▸ **What you are asked to do**:
Gather every line below where "React" appears.

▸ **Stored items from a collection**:
=====

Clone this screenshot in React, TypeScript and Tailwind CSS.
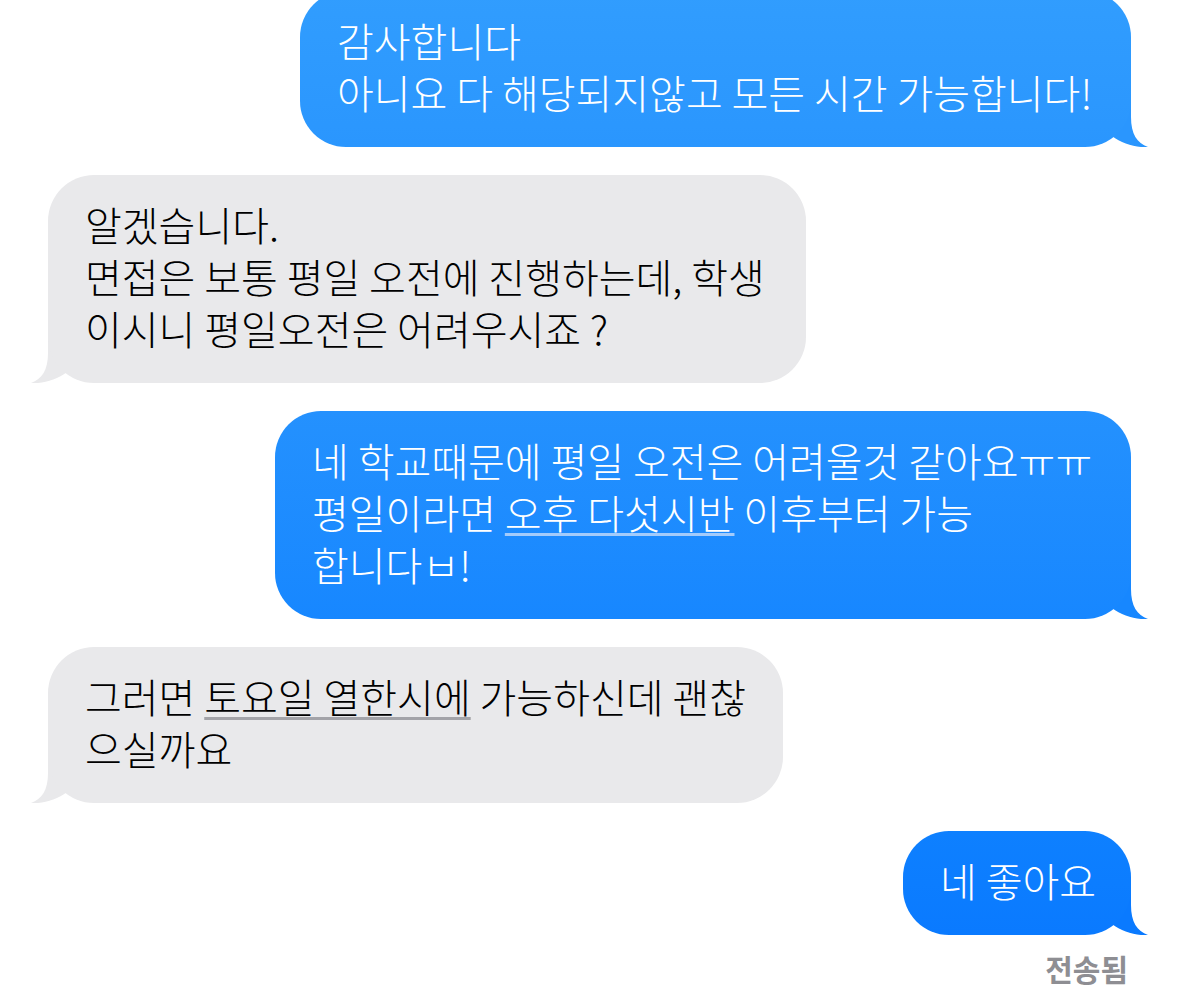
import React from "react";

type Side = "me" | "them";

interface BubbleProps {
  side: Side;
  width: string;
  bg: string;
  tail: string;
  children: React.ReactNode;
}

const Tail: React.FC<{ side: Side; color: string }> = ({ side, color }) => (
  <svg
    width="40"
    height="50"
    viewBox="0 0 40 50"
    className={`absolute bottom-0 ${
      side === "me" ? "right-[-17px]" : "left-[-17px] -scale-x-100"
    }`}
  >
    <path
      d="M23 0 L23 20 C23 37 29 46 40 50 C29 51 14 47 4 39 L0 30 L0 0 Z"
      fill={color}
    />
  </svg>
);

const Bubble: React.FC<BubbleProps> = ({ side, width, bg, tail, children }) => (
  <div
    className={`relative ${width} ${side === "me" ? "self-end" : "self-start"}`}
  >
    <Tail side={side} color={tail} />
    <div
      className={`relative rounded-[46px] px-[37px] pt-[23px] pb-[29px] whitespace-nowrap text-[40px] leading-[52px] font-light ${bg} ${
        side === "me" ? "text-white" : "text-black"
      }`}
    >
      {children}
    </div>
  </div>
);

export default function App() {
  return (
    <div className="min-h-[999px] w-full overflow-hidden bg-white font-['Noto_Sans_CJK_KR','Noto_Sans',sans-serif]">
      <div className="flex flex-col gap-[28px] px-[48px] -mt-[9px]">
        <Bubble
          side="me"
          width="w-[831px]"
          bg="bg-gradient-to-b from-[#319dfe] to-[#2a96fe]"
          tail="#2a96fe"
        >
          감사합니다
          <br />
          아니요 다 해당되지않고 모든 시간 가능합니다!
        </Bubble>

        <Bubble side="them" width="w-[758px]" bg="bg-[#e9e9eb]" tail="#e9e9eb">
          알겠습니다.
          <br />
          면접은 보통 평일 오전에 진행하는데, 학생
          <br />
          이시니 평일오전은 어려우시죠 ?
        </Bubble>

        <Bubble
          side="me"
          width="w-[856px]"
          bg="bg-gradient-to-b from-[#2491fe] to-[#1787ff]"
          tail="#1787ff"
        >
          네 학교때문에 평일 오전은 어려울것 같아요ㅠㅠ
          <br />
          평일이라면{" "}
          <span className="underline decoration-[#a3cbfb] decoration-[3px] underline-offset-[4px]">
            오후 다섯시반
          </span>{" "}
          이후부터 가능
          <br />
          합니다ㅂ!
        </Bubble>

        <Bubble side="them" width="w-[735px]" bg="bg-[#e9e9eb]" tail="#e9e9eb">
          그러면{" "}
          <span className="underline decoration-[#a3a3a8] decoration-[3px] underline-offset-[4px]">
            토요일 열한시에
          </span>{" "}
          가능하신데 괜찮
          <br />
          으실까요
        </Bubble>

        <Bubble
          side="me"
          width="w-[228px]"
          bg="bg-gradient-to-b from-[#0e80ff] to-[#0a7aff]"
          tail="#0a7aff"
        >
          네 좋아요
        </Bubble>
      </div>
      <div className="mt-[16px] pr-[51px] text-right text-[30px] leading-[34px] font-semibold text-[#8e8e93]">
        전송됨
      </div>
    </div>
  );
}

=====

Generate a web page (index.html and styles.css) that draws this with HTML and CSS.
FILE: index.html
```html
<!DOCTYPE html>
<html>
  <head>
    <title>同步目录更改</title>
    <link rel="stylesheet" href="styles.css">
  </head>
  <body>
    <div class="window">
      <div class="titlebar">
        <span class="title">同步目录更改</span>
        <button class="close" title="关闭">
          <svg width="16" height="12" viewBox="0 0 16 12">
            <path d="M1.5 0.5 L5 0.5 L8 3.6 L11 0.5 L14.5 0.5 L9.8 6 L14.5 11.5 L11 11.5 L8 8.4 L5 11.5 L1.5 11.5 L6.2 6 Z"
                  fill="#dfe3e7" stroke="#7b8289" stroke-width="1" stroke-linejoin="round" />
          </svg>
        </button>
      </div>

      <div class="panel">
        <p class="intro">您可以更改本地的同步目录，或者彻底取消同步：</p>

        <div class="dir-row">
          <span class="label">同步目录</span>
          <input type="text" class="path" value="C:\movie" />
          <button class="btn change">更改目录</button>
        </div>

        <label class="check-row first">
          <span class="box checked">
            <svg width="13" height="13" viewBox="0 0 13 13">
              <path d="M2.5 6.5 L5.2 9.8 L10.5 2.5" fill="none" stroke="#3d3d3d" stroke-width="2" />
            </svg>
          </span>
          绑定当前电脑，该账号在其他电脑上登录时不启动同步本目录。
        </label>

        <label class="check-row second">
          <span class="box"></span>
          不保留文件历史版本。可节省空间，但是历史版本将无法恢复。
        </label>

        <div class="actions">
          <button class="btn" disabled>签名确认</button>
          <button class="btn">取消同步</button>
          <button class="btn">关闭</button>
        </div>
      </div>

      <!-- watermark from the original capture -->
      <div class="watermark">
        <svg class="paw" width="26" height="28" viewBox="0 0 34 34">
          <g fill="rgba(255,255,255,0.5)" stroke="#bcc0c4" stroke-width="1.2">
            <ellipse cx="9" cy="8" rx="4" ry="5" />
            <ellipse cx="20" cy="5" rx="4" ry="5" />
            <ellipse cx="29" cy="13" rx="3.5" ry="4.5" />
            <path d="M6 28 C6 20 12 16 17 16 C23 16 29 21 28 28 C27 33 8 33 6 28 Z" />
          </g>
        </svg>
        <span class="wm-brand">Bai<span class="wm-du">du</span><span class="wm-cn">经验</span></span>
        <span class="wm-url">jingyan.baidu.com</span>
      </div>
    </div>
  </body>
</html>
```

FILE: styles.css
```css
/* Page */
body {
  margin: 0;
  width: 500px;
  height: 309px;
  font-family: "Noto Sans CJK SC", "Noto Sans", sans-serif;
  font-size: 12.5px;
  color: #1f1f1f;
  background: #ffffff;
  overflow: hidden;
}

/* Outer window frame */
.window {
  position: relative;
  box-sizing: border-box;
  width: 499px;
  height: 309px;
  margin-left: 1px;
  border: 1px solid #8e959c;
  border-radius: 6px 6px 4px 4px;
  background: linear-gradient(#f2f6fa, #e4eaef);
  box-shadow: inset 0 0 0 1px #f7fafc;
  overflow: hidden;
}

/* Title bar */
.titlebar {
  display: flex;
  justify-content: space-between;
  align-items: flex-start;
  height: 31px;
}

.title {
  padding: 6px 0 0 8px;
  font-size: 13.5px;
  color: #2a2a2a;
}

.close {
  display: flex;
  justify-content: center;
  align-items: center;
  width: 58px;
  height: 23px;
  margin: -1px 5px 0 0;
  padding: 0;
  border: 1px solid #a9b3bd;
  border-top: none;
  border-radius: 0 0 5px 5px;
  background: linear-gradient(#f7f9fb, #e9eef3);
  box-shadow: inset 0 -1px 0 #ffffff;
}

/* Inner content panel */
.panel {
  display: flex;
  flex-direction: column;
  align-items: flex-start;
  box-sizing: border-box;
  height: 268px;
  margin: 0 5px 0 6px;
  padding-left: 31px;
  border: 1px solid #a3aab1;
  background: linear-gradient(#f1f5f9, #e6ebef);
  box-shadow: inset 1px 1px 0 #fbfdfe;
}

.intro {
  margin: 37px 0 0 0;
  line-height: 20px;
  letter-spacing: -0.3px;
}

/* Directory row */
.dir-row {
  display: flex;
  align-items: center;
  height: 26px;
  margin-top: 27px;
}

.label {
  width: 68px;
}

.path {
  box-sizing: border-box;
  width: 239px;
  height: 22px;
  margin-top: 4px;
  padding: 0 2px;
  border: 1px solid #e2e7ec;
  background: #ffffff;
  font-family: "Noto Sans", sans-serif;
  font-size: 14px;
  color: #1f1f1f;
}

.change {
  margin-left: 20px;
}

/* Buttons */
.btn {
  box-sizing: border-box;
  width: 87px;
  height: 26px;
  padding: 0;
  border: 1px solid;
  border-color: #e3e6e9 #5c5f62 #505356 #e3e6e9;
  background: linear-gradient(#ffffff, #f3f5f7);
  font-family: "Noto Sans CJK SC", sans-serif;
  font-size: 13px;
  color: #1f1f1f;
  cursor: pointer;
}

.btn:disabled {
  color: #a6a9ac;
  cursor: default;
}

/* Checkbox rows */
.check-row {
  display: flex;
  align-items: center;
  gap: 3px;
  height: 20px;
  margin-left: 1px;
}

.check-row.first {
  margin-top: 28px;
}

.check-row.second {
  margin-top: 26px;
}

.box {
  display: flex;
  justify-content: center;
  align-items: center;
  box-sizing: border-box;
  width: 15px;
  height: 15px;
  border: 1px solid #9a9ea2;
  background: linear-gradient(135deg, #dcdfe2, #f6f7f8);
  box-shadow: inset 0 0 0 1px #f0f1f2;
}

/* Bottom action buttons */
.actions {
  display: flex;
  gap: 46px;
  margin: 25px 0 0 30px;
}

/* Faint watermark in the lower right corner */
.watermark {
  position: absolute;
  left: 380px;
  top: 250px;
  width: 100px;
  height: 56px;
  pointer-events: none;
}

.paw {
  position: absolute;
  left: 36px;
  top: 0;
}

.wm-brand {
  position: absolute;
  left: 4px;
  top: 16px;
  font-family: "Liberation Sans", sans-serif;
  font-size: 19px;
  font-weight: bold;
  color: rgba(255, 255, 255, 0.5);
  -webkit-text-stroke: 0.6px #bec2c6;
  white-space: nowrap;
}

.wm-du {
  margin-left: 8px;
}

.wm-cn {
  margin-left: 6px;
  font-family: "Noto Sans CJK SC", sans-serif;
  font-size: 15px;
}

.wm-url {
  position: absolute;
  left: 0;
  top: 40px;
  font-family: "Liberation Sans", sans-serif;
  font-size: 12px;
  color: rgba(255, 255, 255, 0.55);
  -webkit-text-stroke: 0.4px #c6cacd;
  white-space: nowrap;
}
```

=====

▸ **Task output**:
Clone this screenshot in React, TypeScript and Tailwind CSS.
import React from "react";
  children: React.ReactNode;
const Tail: React.FC<{ side: Side; color: string }> = ({ side, color }) => (
const Bubble: React.FC<BubbleProps> = ({ side, width, bg, tail, children }) => (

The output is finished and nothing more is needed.